**What is being asked**
The data below should be printed in full, exactly, and without any of its images.

=== Given data ===

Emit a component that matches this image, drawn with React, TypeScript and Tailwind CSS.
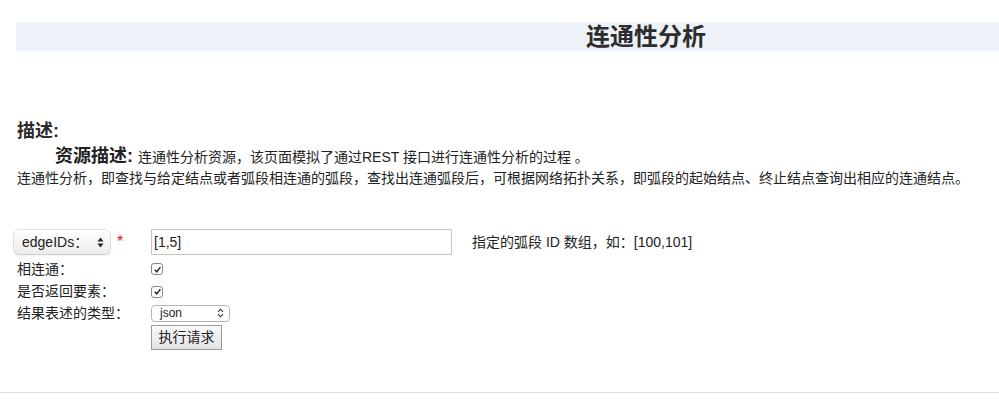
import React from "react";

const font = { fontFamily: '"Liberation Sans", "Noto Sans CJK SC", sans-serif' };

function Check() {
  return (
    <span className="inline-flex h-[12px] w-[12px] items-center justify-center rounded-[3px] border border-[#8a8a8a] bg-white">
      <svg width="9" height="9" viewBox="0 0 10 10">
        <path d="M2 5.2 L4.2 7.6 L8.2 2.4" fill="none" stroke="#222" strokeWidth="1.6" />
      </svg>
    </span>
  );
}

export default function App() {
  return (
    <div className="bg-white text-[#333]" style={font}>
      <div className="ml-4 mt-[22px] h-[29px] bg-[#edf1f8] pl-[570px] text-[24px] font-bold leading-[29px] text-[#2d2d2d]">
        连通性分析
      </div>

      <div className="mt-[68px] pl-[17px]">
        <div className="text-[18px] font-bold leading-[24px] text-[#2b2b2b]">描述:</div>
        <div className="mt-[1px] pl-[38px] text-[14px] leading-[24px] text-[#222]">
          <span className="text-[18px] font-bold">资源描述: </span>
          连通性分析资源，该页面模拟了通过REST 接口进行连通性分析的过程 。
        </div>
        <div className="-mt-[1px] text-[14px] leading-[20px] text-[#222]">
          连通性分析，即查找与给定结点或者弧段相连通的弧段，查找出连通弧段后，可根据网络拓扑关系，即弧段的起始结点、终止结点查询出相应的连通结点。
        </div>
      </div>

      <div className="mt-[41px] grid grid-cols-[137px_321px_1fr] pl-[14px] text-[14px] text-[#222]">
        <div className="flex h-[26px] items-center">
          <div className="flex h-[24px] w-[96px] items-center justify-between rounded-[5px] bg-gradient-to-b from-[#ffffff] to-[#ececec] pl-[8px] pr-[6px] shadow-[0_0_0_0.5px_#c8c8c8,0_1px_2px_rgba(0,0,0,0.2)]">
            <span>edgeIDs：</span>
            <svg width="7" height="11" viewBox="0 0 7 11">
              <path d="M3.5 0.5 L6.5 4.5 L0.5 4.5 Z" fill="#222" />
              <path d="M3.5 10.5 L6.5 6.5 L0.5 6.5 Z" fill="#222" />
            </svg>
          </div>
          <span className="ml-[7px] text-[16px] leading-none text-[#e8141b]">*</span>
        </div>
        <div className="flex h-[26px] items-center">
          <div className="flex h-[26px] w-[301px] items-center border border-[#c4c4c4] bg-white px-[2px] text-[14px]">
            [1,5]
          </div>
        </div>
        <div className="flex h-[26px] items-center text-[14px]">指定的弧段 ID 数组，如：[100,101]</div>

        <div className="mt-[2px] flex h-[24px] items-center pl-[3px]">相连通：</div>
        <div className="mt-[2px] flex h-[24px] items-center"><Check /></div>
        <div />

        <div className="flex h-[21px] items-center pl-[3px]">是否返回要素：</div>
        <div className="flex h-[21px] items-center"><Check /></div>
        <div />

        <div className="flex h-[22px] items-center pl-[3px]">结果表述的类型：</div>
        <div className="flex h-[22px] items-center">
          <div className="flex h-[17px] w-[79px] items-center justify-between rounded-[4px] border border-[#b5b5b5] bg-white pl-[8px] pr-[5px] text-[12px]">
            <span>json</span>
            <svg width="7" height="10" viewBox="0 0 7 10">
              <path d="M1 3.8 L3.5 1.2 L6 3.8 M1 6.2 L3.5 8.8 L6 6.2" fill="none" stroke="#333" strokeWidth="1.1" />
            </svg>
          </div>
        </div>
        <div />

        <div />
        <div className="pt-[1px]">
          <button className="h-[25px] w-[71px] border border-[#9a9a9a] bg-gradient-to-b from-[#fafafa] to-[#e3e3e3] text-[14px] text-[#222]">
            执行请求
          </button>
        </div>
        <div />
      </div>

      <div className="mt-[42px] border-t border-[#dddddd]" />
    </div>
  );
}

===

**Finished answer**
Emit a component that matches this image, drawn with React, TypeScript and Tailwind CSS.
import React from "react";

const font = { fontFamily: '"Liberation Sans", "Noto Sans CJK SC", sans-serif' };

function Check() {
  return (
    <span className="inline-flex h-[12px] w-[12px] items-center justify-center rounded-[3px] border border-[#8a8a8a] bg-white">
      <svg width="9" height="9" viewBox="0 0 10 10">
        <path d="M2 5.2 L4.2 7.6 L8.2 2.4" fill="none" stroke="#222" strokeWidth="1.6" />
      </svg>
    </span>
  );
}

export default function App() {
  return (
    <div className="bg-white text-[#333]" style={font}>
      <div className="ml-4 mt-[22px] h-[29px] bg-[#edf1f8] pl-[570px] text-[24px] font-bold leading-[29px] text-[#2d2d2d]">
        连通性分析
      </div>

      <div className="mt-[68px] pl-[17px]">
        <div className="text-[18px] font-bold leading-[24px] text-[#2b2b2b]">描述:</div>
        <div className="mt-[1px] pl-[38px] text-[14px] leading-[24px] text-[#222]">
          <span className="text-[18px] font-bold">资源描述: </span>
          连通性分析资源，该页面模拟了通过REST 接口进行连通性分析的过程 。
        </div>
        <div className="-mt-[1px] text-[14px] leading-[20px] text-[#222]">
          连通性分析，即查找与给定结点或者弧段相连通的弧段，查找出连通弧段后，可根据网络拓扑关系，即弧段的起始结点、终止结点查询出相应的连通结点。
        </div>
      </div>

      <div className="mt-[41px] grid grid-cols-[137px_321px_1fr] pl-[14px] text-[14px] text-[#222]">
        <div className="flex h-[26px] items-center">
          <div className="flex h-[24px] w-[96px] items-center justify-between rounded-[5px] bg-gradient-to-b from-[#ffffff] to-[#ececec] pl-[8px] pr-[6px] shadow-[0_0_0_0.5px_#c8c8c8,0_1px_2px_rgba(0,0,0,0.2)]">
            <span>edgeIDs：</span>
            <svg width="7" height="11" viewBox="0 0 7 11">
              <path d="M3.5 0.5 L6.5 4.5 L0.5 4.5 Z" fill="#222" />
              <path d="M3.5 10.5 L6.5 6.5 L0.5 6.5 Z" fill="#222" />
            </svg>
          </div>
          <span className="ml-[7px] text-[16px] leading-none text-[#e8141b]">*</span>
        </div>
        <div className="flex h-[26px] items-center">
          <div className="flex h-[26px] w-[301px] items-center border border-[#c4c4c4] bg-white px-[2px] text-[14px]">
            [1,5]
          </div>
        </div>
        <div className="flex h-[26px] items-center text-[14px]">指定的弧段 ID 数组，如：[100,101]</div>

        <div className="mt-[2px] flex h-[24px] items-center pl-[3px]">相连通：</div>
        <div className="mt-[2px] flex h-[24px] items-center"><Check /></div>
        <div />

        <div className="flex h-[21px] items-center pl-[3px]">是否返回要素：</div>
        <div className="flex h-[21px] items-center"><Check /></div>
        <div />

        <div className="flex h-[22px] items-center pl-[3px]">结果表述的类型：</div>
        <div className="flex h-[22px] items-center">
          <div className="flex h-[17px] w-[79px] items-center justify-between rounded-[4px] border border-[#b5b5b5] bg-white pl-[8px] pr-[5px] text-[12px]">
            <span>json</span>
            <svg width="7" height="10" viewBox="0 0 7 10">
              <path d="M1 3.8 L3.5 1.2 L6 3.8 M1 6.2 L3.5 8.8 L6 6.2" fill="none" stroke="#333" strokeWidth="1.1" />
            </svg>
          </div>
        </div>
        <div />

        <div />
        <div className="pt-[1px]">
          <button className="h-[25px] w-[71px] border border-[#9a9a9a] bg-gradient-to-b from-[#fafafa] to-[#e3e3e3] text-[14px] text-[#222]">
            执行请求
          </button>
        </div>
        <div />
      </div>

      <div className="mt-[42px] border-t border-[#dddddd]" />
    </div>
  );
}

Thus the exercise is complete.